**Supplied information:**
-- BEGIN --

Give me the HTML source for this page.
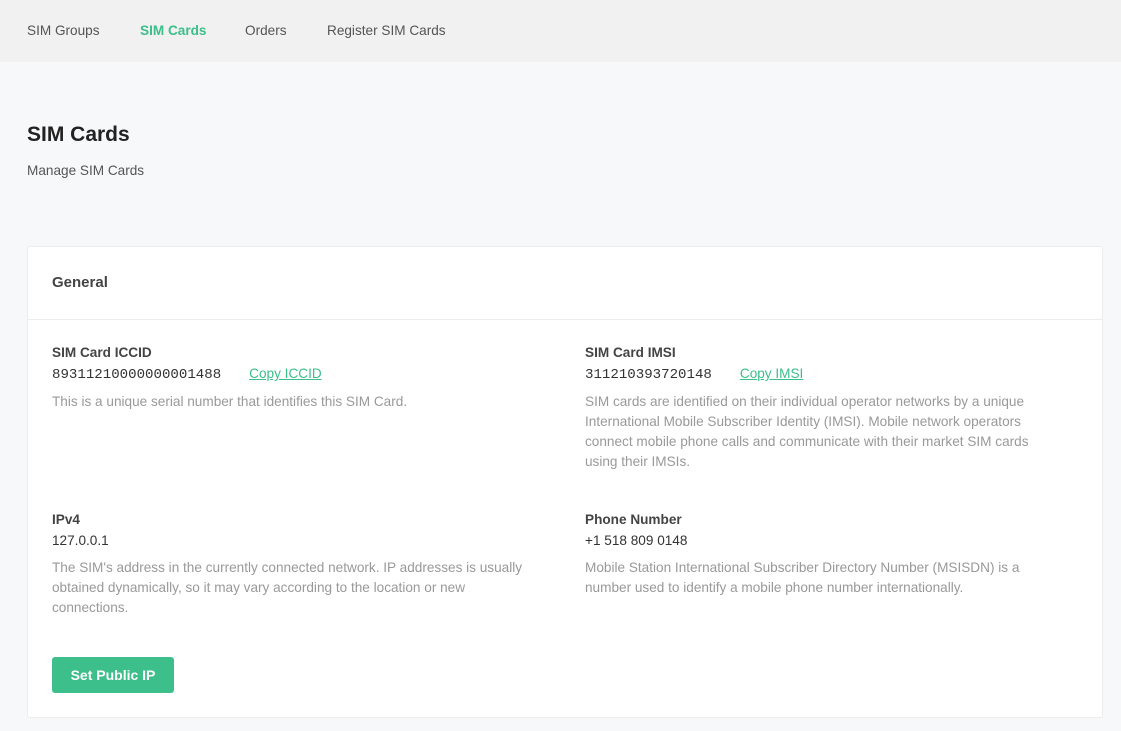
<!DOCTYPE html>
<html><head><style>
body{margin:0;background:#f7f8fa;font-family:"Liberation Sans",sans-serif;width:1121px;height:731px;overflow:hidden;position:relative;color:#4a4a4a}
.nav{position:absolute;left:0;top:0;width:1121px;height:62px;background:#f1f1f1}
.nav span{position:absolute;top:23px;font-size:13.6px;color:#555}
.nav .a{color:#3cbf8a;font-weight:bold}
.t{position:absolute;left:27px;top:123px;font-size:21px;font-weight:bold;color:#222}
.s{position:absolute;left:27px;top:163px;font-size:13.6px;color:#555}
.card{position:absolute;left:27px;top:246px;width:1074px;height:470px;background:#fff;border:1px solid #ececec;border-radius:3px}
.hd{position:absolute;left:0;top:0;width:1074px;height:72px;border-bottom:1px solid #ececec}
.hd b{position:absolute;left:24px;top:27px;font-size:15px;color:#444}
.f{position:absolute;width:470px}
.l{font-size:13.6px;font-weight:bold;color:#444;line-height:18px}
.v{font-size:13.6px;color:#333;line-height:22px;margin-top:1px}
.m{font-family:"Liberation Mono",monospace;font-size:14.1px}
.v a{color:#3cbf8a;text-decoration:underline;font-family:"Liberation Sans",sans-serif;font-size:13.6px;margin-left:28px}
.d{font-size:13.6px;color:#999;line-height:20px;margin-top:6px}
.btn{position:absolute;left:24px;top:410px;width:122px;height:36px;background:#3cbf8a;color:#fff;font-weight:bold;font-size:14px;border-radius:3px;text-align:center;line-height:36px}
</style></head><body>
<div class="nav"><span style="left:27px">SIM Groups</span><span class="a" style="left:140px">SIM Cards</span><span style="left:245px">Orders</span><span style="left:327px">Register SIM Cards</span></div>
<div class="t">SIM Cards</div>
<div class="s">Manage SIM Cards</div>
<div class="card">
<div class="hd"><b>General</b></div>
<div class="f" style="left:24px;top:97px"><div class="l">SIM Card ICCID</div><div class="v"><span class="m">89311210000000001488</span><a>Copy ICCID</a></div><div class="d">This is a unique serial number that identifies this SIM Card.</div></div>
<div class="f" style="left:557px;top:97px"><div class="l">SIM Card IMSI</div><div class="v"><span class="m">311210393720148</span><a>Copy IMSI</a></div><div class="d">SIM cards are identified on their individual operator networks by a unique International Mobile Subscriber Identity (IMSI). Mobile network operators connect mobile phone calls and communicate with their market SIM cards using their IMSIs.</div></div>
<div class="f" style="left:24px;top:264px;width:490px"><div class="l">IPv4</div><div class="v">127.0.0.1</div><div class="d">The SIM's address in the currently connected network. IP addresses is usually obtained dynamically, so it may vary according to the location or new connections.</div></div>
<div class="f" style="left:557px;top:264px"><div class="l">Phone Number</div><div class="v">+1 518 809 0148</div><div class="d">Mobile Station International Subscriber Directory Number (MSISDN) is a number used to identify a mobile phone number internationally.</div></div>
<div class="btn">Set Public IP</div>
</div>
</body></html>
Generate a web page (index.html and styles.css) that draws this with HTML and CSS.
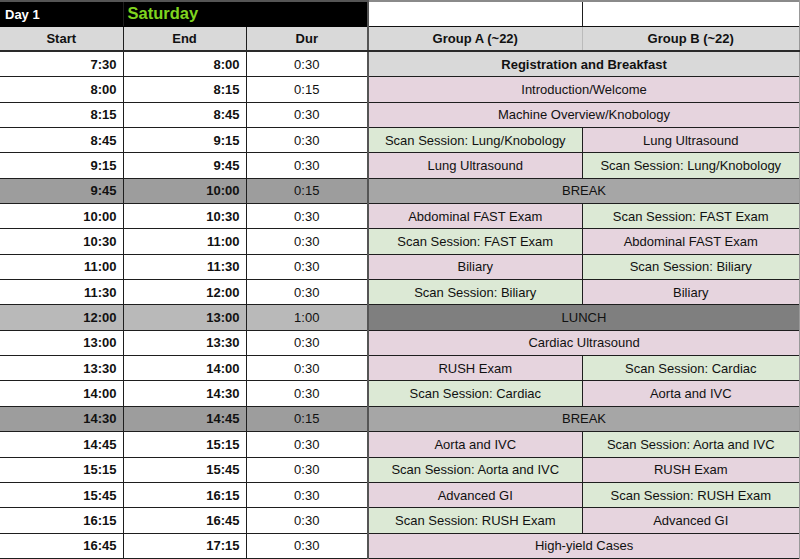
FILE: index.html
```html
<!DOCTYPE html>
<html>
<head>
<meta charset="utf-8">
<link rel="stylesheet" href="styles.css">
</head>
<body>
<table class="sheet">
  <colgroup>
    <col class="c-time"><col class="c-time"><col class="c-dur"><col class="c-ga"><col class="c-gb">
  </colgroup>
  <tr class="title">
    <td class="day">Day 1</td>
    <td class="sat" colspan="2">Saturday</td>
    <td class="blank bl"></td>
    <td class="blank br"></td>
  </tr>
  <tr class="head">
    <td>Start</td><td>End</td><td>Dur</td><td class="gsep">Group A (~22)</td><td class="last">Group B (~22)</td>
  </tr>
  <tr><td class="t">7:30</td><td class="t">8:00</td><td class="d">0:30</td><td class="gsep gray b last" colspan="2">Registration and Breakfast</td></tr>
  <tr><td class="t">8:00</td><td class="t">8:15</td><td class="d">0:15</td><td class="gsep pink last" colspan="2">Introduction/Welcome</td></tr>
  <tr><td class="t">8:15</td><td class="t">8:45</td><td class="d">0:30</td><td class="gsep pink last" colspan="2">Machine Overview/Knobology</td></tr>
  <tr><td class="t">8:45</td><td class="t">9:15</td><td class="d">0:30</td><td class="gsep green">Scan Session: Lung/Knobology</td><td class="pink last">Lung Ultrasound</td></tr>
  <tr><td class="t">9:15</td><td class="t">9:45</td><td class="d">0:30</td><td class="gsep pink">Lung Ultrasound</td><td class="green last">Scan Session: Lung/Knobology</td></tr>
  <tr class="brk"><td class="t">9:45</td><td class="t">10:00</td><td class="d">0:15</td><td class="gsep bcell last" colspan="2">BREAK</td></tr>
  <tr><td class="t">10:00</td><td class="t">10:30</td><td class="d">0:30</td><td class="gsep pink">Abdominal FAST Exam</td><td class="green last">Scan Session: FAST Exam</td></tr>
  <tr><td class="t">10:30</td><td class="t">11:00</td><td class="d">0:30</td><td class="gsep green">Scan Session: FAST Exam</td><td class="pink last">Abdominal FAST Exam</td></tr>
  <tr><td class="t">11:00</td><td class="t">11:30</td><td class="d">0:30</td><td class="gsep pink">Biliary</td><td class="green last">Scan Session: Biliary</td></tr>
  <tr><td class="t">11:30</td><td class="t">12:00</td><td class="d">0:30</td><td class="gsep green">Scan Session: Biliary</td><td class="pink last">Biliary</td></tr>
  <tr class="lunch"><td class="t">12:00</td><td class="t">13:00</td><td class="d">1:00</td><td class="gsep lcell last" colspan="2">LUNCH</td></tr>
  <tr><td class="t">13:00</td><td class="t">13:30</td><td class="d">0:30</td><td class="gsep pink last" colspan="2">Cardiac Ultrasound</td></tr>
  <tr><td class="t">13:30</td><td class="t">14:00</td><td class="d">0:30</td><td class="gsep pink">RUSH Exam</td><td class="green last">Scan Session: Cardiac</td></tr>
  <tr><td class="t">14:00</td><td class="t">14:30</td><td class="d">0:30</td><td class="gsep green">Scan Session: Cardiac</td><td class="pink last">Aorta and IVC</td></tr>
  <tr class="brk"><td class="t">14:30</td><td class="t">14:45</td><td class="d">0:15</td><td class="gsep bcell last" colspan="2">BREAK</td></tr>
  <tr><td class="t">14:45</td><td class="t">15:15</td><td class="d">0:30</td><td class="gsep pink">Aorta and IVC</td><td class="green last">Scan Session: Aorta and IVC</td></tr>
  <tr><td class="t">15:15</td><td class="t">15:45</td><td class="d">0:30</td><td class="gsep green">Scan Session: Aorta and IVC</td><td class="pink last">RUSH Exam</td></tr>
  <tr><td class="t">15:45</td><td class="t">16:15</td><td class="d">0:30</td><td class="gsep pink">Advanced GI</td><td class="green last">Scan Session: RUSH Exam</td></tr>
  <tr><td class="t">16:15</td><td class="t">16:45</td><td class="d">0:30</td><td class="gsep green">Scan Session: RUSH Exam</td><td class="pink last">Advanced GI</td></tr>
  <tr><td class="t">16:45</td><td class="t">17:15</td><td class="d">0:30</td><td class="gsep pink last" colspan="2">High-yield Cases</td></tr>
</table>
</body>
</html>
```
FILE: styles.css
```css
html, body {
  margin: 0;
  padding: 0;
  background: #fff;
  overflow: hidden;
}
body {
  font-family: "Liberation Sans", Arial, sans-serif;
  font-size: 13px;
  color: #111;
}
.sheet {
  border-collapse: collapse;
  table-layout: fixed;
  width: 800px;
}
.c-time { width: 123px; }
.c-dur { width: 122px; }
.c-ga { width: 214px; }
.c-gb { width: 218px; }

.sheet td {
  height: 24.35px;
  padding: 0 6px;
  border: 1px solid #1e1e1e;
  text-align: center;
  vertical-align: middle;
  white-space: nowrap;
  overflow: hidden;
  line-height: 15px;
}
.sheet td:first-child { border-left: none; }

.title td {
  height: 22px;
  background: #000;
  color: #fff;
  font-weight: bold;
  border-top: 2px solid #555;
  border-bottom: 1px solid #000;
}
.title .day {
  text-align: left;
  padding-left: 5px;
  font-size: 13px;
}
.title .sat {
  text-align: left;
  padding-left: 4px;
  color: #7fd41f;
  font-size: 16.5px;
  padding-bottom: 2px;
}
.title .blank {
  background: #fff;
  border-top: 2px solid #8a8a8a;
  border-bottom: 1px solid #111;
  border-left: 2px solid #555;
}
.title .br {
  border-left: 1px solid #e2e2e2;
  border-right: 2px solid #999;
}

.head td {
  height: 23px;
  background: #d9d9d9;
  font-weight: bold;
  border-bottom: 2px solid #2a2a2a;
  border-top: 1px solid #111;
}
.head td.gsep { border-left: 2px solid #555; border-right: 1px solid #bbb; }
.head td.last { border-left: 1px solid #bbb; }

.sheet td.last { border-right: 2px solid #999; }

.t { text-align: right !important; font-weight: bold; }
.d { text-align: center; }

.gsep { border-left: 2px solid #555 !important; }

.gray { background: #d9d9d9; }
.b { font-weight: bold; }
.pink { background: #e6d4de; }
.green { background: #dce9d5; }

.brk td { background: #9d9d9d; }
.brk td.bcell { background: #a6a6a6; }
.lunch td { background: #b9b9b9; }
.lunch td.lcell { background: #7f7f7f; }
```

-- END --

**Objective:** Search the listing for the word "styles" and return each line that holds it.

**Completed task:**
Generate a web page (index.html and styles.css) that draws this with HTML and CSS.
<link rel="stylesheet" href="styles.css">
FILE: styles.css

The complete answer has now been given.